Can global manufacturers move to zero-waste?

We recently spoke to Ken Alston, CEO of McDonough Braungart Design Chemistry (MBDC),on the challenges manufacturers face in becoming sustainable and moving to zero waste. Here is an excerpt from that interview. Ken will be joined by Herman Miller and Shaw Industries at our Sustainable Manufacturing Summit in Chicago next month to provide an interactive session on Cradle to Cradle design.

kenalston2What are some recent examples of manufacturers that have moved from eco-efficient to eco-effective production?

Shaw Industries, a Berkshire Hathaway Company, made the ground-breaking decision several years ago to design an environmentally-intelligent carpet tile with the same cost and performance as standard carpet tiles. As the leading flooring provider to the commercial market, Shaw began its product development work internally and then hired MBDC to review its intended product formulation and concepts for product recovery from a Cradle to Cradle(SM) perspective.

Shaw and MBDC assessed and optimized the Eco Solution Q fiber, EcoWorx backing and additives for human health, environmental health. The companies also found ways to make the product fully and perpetually recyclable. With these final steps, Shaw realized the goal of finding a cost and quality standard equivalent to standard carpet tiles while at the same time leading the industry in design, color and recyclability — all benefits for Shaw’s customers.

Herman Miller’s “journey to sustainability” is a great model of how one company’s comprehensive long-term commitment to sustaining their industry, has led to the integration of ecologically intelligent design and business practices. Herman Miller’s senior staff challenged MBDC to design a blueprint for integrating Cradle to Cradle(SM) design into the company’s product development system.

Working closely with Herman Miller’s DFE team, MBDC developed a tool to transfer assessment findings from the Cradle to Cradle process into data that could then be used directly by Herman Miller for material selection and product design. The assessment system also served a few different functions: it analyzed and scored materials for their human and environmental health effects, recyclability, percentage of recycled content and/or use of renewable resources; and it evaluated the disassembly potential of product design. The tool was designed to help engineers score and improve the attributes of each design iteration.

What are some of the challenges and opportunities for large, global manufacturers looking to transition to cradle to cradle design?

One of the most significant challenges is in implementing preferred ingredient chemistry into material selection and product design, since the research of preferred formulations is still a nascent effort. MBDC, its clients, their suppliers and other partners are working to change that reality, expanding the measures of what is a “sustainable product” and actualizing that vision.

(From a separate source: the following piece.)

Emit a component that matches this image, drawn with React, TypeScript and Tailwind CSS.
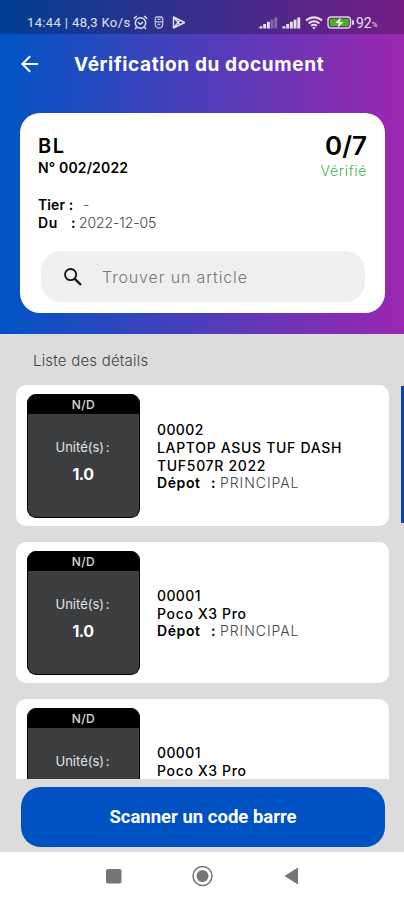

In addition to improving product design, there also is the need to develop infrastructure and systems for recycling products and materials following their useful life into subsequent product generations – realizing the goal of closing material loops.

Another challenge is helping a company or industry move beyond the quarterly view to envision longer-term benefits. Since the Cradle to Cradle(SM) espouses a broader view and new way of implementing sustainable design, there often needs to be initial investment and leveraging change in the status quo, which can be hard to engage. Often what helps is the long-term view by CEOs, PR/marketing staff, government relations or other client staff who acknowledge the value of proactive sustainability improvement.

What do you hope to gain from participating in the Sustainable Manufacturing Summit?

We look forward to exchanging ideas with participants, demonstrating the value of the Cradle to Cradle(SM) framework for tangible sustainable design enhancements, and connecting with company representatives whom we can assist in their own efforts to transform and “eliminate the concept of waste.”